Below is a listing. Gather each line of it that contains "size".

> _Given data_
+++
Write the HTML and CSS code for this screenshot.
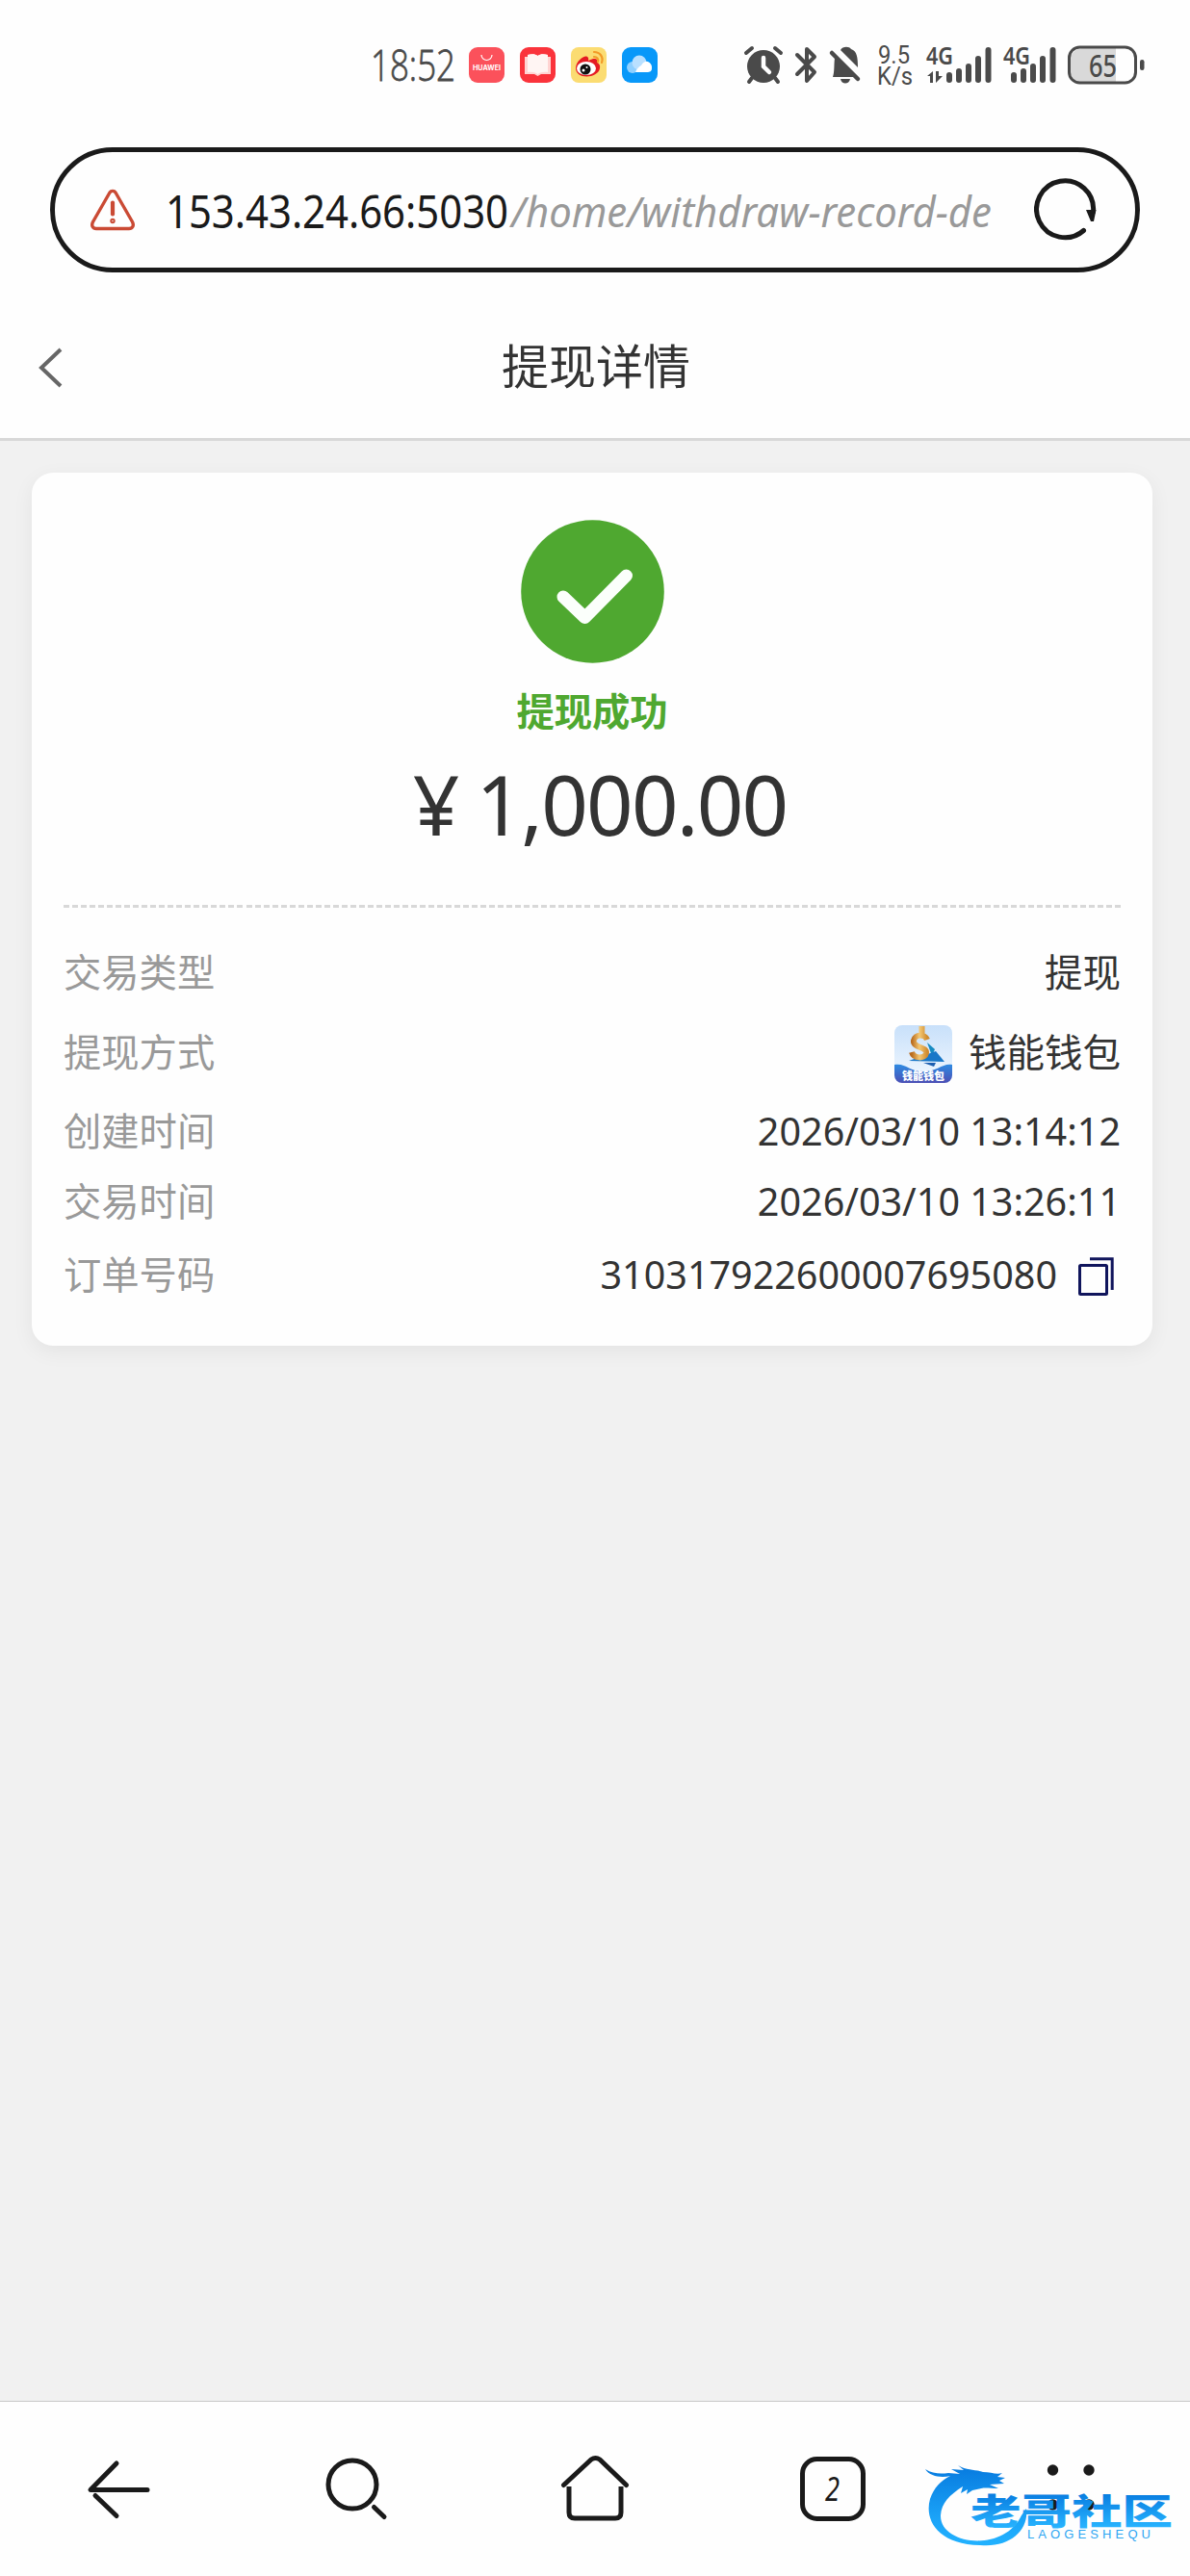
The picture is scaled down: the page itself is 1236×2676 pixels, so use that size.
FILE: index.html
```html
<!DOCTYPE html>
<html lang="zh-CN">
<head>
<meta charset="utf-8">
<title>提现详情</title>
<link rel="stylesheet" href="styles.css">
</head>
<body>
<header class="status">
  <svg class="clock" width="92" height="64" viewBox="0 0 92 64"><text x="-1" y="49" textLength="88" lengthAdjust="spacingAndGlyphs">18:52</text></svg>
  <div class="apps">
    <svg width="37" height="37" viewBox="0 0 37 37"><rect width="37" height="37" rx="9" fill="#fb515b"/><path d="M13 8a5.500 5.500 0 0 0 11 0" fill="none" stroke="#fff" stroke-width="1.200"/><text x="4" y="24" class="brand" textLength="29" lengthAdjust="spacingAndGlyphs">HUAWEI</text></svg>
    <svg width="37" height="37" viewBox="0 0 37 37"><rect width="37" height="37" rx="9" fill="#fa333b"/><path d="M5 10h3v-2c4-1 8-1 10.500 1C21 7 25 7 29 8v2h3v18H22l-3.500 2-3.500-2H5Z" fill="#ffd4d2"/><path d="M8 8c4-1 8-1 10.500 1C21 7 25 7 29 8v18c-4-.5-8 0-10.500 2-2.500-2-6.500-2.500-10.500-2Z" fill="#fff5f3"/></svg>
    <svg width="37" height="37" viewBox="0 0 37 37"><rect width="37" height="37" rx="8" fill="#fbdc72"/><path d="M5 21C6 14 14 8 17 10c2 1 1 4 1 4s7-4 9-1c1 1 0 3 0 3s4 1 3 6c-2 11-26 12-25-1Z" fill="#e51b23"/><ellipse cx="16" cy="22" rx="10" ry="7" fill="#fff"/><circle cx="15" cy="23" r="5.500" fill="#111"/><circle cx="13" cy="24" r="1.500" fill="#fff"/><circle cx="16.500" cy="21" r="1" fill="#fff"/><path d="M24 5c6 0 10 5 8 11M24 10c3 0 5 2 4 5" fill="none" stroke="#f29a27" stroke-width="2.200" stroke-linecap="round"/></svg>
    <svg width="37" height="37" viewBox="0 0 37 37"><rect width="37" height="37" rx="9" fill="#0898f9"/><circle cx="11" cy="21" r="6" fill="#8fd0ff"/><circle cx="18" cy="16" r="7.500" fill="#b9e0ff"/><path d="M14 26a13 13 0 0 1 6-7c5-9 12-2 11 3 0 3-2 4-5 4Z" fill="#fff"/></svg>
  </div>
  <svg class="signals" width="420" height="64" viewBox="770 35 420 64">
    <g fill="#4a4a4a">
      <circle cx="793" cy="69" r="17"/><path d="M775 55l6-5M811 55l-6-5M781 81l-3 4M805 81l3 4" stroke="#4a4a4a" stroke-width="4" stroke-linecap="round"/><path d="M793 60v9l6 6" fill="none" stroke="#fff" stroke-width="4.500" stroke-linecap="round"/>
      <path d="M828 57l18 18-8 9V51l8 8-18 18" fill="none" stroke="#4a4a4a" stroke-width="4" stroke-linecap="round" stroke-linejoin="round"/>
      <path d="M873 52c2-4 9-4 11-1 6 2 7 8 7 19Z"/><path d="M865 80c2-6 1-12 2-20l20 20ZM873 82h10c-1 6-9 6-10 0Z"/><path d="M864 55l27 27" fill="none" stroke="#4a4a4a" stroke-width="4.500" stroke-linecap="round"/>
      <text class="net" x="912" y="66" textLength="33" lengthAdjust="spacingAndGlyphs">9.5</text>
      <text class="net" x="911" y="88" textLength="37" lengthAdjust="spacingAndGlyphs">K/s</text>
      <text class="gen" x="962" y="67" textLength="28" lengthAdjust="spacingAndGlyphs">4G</text>
      <text class="gen" x="1042" y="67" textLength="28" lengthAdjust="spacingAndGlyphs">4G</text>
      <path d="M963 79l6-5v12h-3v-7ZM972 74v12l7-7h-4v-5Z"/>
      <path d="M986 78v5M996 74v9M1006 69v14M1016 61v22M1026.500 52v31M1053 78v5M1063 74v9M1073 69v14M1083 61v22M1093.500 52v31" stroke="#4a4a4a" stroke-width="6" stroke-linecap="round"/>
      <path d="M1159 50h-34a14 14 0 0 0-14 14v8a14 14 0 0 0 14 14h34Z" fill="#d9d9d9"/>
      <rect x="1110.500" y="49" width="69" height="37" rx="11" fill="none" stroke="#4a4a4a" stroke-width="3"/>
      <rect x="1184" y="62" width="4.500" height="11" rx="2.200"/>
      <text class="level" x="1131" y="80" textLength="29" lengthAdjust="spacingAndGlyphs">65</text>
    </g>
  </svg>
</header>

<div class="address">
  <svg width="46" height="44" viewBox="0 0 46 44" fill="none" stroke="#ca4a34" stroke-width="3.400" stroke-linecap="round" stroke-linejoin="round"><path d="M20 4a3.600 3.600 0 0 1 6 0l17.500 30.500c2 4 0 7-3.500 7H6c-3.500 0-5.500-3-3.500-7Z"/><path d="M23 14.500v12" stroke-width="4.200"/><circle cx="23" cy="33.500" r="1" /></svg>
  <svg class="url" width="860" height="80" viewBox="0 0 860 80"><text class="host" x="0" y="59" textLength="356" lengthAdjust="spacingAndGlyphs">153.43.24.66:5030</text><text class="path" x="359" y="58" textLength="499" lengthAdjust="spacingAndGlyphs">/home/withdraw-record-de</text></svg>
  <svg class="reload" width="66" height="66" viewBox="0 0 66 66"><path d="M51.500 54.500A29.500 29.500 0 1 1 61.500 35" fill="none" stroke="#1a1a1a" stroke-width="5" stroke-linecap="round"/><path d="M54 33h10.500L62 45h-3Z" fill="#1a1a1a"/></svg>
</div>

<div class="titlebar">
  <svg width="26" height="42" viewBox="0 0 26 42"><path d="M23 2L3 21l20 19" fill="none" stroke="#666" stroke-width="4"/></svg>
  <h1>提现详情</h1>
</div>

<main>
  <section class="card">
    <div class="result">
      <svg width="149" height="149" viewBox="0 0 149 149"><circle cx="74.500" cy="74.500" r="74.300" fill="#4fa830"/><path d="M44 80l22.500 21.500L109.500 58" fill="none" stroke="#fbfffb" stroke-width="13" stroke-linecap="round" stroke-linejoin="round"/></svg>
      <div class="state">提现成功</div>
      <div class="amount"><span>¥</span><span>1,000.00</span></div>
    </div>
    <div class="divider"></div>
    <dl>
      <div class="row r1"><dt>交易类型</dt><dd>提现</dd></div>
      <div class="row r2"><dt>提现方式</dt><dd>
        <svg class="wallet" width="60" height="60" viewBox="0 0 60 60">
          <defs>
            <linearGradient id="sky" x2="0" y2="1"><stop stop-color="#c8e0fa"/><stop offset="1" stop-color="#f3f9ff"/></linearGradient>
            <linearGradient id="sea" x2="0" y2="1"><stop stop-color="#2f8be2"/><stop offset="1" stop-color="#4b4fb5"/></linearGradient>
            <linearGradient id="gold"><stop stop-color="#b86a1c"/><stop offset=".5" stop-color="#f4c873"/><stop offset="1" stop-color="#d08a2e"/></linearGradient>
            <clipPath id="tile"><rect width="60" height="60" rx="8"/></clipPath>
          </defs>
          <g clip-path="url(#tile)"><rect width="60" height="60" fill="url(#sky)"/>
          <path d="M34 18l8 7-3 7Z" fill="#168bc2"/><path d="M15 37l28-10 9 11Z" fill="#1877c8"/><path d="M30 39h13l-2 4Z" fill="#1c5eb0"/>
          <path d="M34 15c-2-6-13-6-14 1-1 8 14 6 13 13-1 6-13 6-15-1M25.500 4l3 0v6M24 31v4" fill="none" stroke="url(#gold)" stroke-width="6"/>
          <path d="M0 41c12-2 15 7 30 7s20-9 30-7v19H0Z" fill="url(#sea)"/></g>
          <text x="8" y="57" textLength="44" lengthAdjust="spacingAndGlyphs">钱能钱包</text>
        </svg>
        <span>钱能钱包</span></dd></div>
      <div class="row r3"><dt>创建时间</dt><dd>2026/03/10 13:14:12</dd></div>
      <div class="row r4"><dt>交易时间</dt><dd>2026/03/10 13:26:11</dd></div>
      <div class="row r5"><dt>订单号码</dt><dd><span>310317922600007695080</span>
        <svg class="copy" width="38" height="40" viewBox="0 0 38 40" fill="none" stroke="#10155c" stroke-width="3"><rect x="1.500" y="8.500" width="28" height="30" rx="1"/><path d="M12 1.800h23.200V34"/></svg></dd></div>
    </dl>
  </section>
</main>

<nav class="tabs">
  <svg viewBox="0 0 72 72"><path d="M33 9L6 36.500h59M33 63.500L11 42.500" /></svg>
  <svg viewBox="0 0 72 72"><circle cx="31" cy="31" r="25"/><path d="M53.500 54.500l10.500 10"/></svg>
  <svg viewBox="0 0 72 72"><path d="M3.500 31.500L32 5q4.500-3 9 0l27.500 26.500"/><path d="M9 33v27q0 6 6 6h42q6 0 6-6V33" stroke-linecap="butt"/></svg>
  <svg viewBox="0 0 72 72"><rect x="4.500" y="4.500" width="63" height="62" rx="15"/><text x="28" y="48" textLength="15" lengthAdjust="spacingAndGlyphs">2</text></svg>
  <div class="more">
    <svg viewBox="0 0 72 72"><g class="dots"><circle cx="17.500" cy="16" r="5.700"/><circle cx="55" cy="16" r="5.700"/><circle cx="17.500" cy="52" r="5.700"/><circle cx="55" cy="52" r="5.700"/></g></svg>
    <svg class="watermark" viewBox="0 0 260 92">
      <defs><linearGradient id="blue" gradientUnits="userSpaceOnUse" x1="0" y1="8" x2="0" y2="90"><stop stop-color="#087ce0"/><stop offset=".65" stop-color="#1ba4f8"/><stop offset="1" stop-color="#22b2ff"/></linearGradient>
      <linearGradient id="letters" gradientUnits="userSpaceOnUse" x1="0" y1="34" x2="0" y2="70"><stop stop-color="#087ce0"/><stop offset="1" stop-color="#28b4ff"/></linearGradient></defs>
      <path fill="url(#blue)" d="M0 9c8 5 16 5 24 4l12 1-9-5 13 1-6-5c10 6 18 4 26 7 8 0 14 3 20 1l-5 4 8 1-6 3 5 3-15 1 9 4c-8 0-13-1-18 0l-9 2-6 4 1-5-7 4 2-7c-14 9-22 17-23 30-1 30 65 40 84 0l5-7c3 23-18 41-48 38C12 87-1 61 5 40c4-12 11-19 21-24C17 18 5 17 0 9Z"/>
      <text class="cn" x="47" y="67" textLength="210" lengthAdjust="spacingAndGlyphs">老哥社区</text>
      <text class="en" x="106" y="81" textLength="128">LAOGESHEQU</text>
    </svg>
  </div>
</nav>
</body>
</html>
```
FILE: styles.css
```css
* { box-sizing: border-box; }
body {
  margin: 0;
  height: 2676px;
  display: flex;
  flex-direction: column;
  background: #fefefe;
  color: #333;
  font-family: "Noto Sans", "Noto Sans CJK SC", sans-serif;
}
svg { display: block; flex: none; }
svg text { stroke: none; }

.status { height: 153px; padding: 35px 46px 0 386px; display: flex; align-items: flex-start; }
.clock text { font: 300 45px "Open Sans", sans-serif; fill: #4a4a4a; stroke: #4a4a4a; stroke-width: .8px; }
.apps { display: flex; gap: 16px; margin: 14px 0 0 9px; }
.brand { font: bold 7px Inter, sans-serif; fill: #fff; }
.signals { margin-left: auto; }
.net { font: 26px Roboto, sans-serif; }
.gen { font: 600 25px "Noto Sans", sans-serif; }
.level { font: 500 32px "Noto Sans", sans-serif; }

.address {
  height: 130px;
  margin: 0 52px;
  padding: 0 39px 0 37px;
  border: 5px solid #1a1a1a;
  border-radius: 65px;
  display: flex;
  align-items: center;
}
.url { margin-left: 32px; }
.host { font: 48px "Noto Sans", sans-serif; fill: #1a1a1a; }
.path { font: italic 43px "Noto Sans", sans-serif; fill: #999; }
.reload { margin-left: auto; }

.titlebar {
  height: 175px;
  padding: 25px 40px 0;
  border-bottom: 3px solid #d8d8d8;
  display: grid;
  grid-template-columns: 26px 1fr 26px;
  align-items: center;
}
h1 { margin: -8px 0 0 2px; text-align: center; font: 400 49px/60px "Noto Sans CJK SC", sans-serif; }

main { flex: 1; padding: 33px 39px 0 33px; background: #f1f1f1; }
.card {
  height: 907px;
  padding: 49px 33px 0;
  border-radius: 22px;
  background: #fefefe;
  box-shadow: 0 6px 22px rgba(0, 0, 0, .06);
}
.result { height: 400px; display: flex; flex-direction: column; align-items: center; }
.state { margin-top: 18px; font: 700 39.3px/60px "Noto Sans CJK SC", sans-serif; color: #4fa830; }
.amount { display: flex; gap: 19px; margin-top: 18px; font-size: 85px; line-height: 100px; letter-spacing: -1.8px; padding-left: 16px; }
.divider {
  height: 3px;
  background: repeating-linear-gradient(90deg, #d8d8d8 0 6px, transparent 6px 9.025px);
}
dl { margin: 29px 0 0; }
.row { display: flex; align-items: center; justify-content: space-between; font-size: 39.5px; line-height: 56px; }
.r1 { height: 76px; }
.r2 { height: 90px; }
.r3 { height: 74px; }
.r4 { height: 72px; }
.r5 { height: 80px; }
dt { margin-top: -4px; color: #999; font-size: 39.3px; font-family: "Noto Sans CJK SC", sans-serif; }
dd { margin: 0; display: flex; align-items: center; }
.wallet { margin: 3px 17px 0 0; }
.wallet text { font: 900 11px "Noto Sans CJK SC", sans-serif; fill: #fff; }
.copy { margin: 3px 6px 0 22px; }

.tabs {
  height: 182px;
  border-top: 1px solid #c8c8c8;
  padding-top: 55px;
  display: grid;
  grid-template-columns: repeat(5, 1fr);
  justify-items: center;
  align-items: start;
}
.tabs svg { width: 72px; height: 72px; fill: none; stroke: #1a1a1a; stroke-width: 5; stroke-linecap: round; stroke-linejoin: round; }
.tabs text { font: italic 34px "Noto Sans", sans-serif; fill: #1a1a1a; stroke: none; }
.tabs .dots { fill: #1a1a1a; stroke: none; }
.more { position: relative; }
.tabs .watermark { position: absolute; left: -115px; top: 6px; width: 260px; height: 92px; stroke: none; }
.tabs .watermark .cn { font: 900 37px "Noto Sans CJK SC", sans-serif; fill: url(#letters); }
.tabs .watermark .en { font: 13px "Liberation Sans", sans-serif; fill: #2fa6f2; }
```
+++
> _The completed task_
The picture is scaled down: the page itself is 1236×2676 pixels, so use that size.
.amount { display: flex; gap: 19px; margin-top: 18px; font-size: 85px; line-height: 100px; letter-spacing: -1.8px; padding-left: 16px; }
.row { display: flex; align-items: center; justify-content: space-between; font-size: 39.5px; line-height: 56px; }
dt { margin-top: -4px; color: #999; font-size: 39.3px; font-family: "Noto Sans CJK SC", sans-serif; }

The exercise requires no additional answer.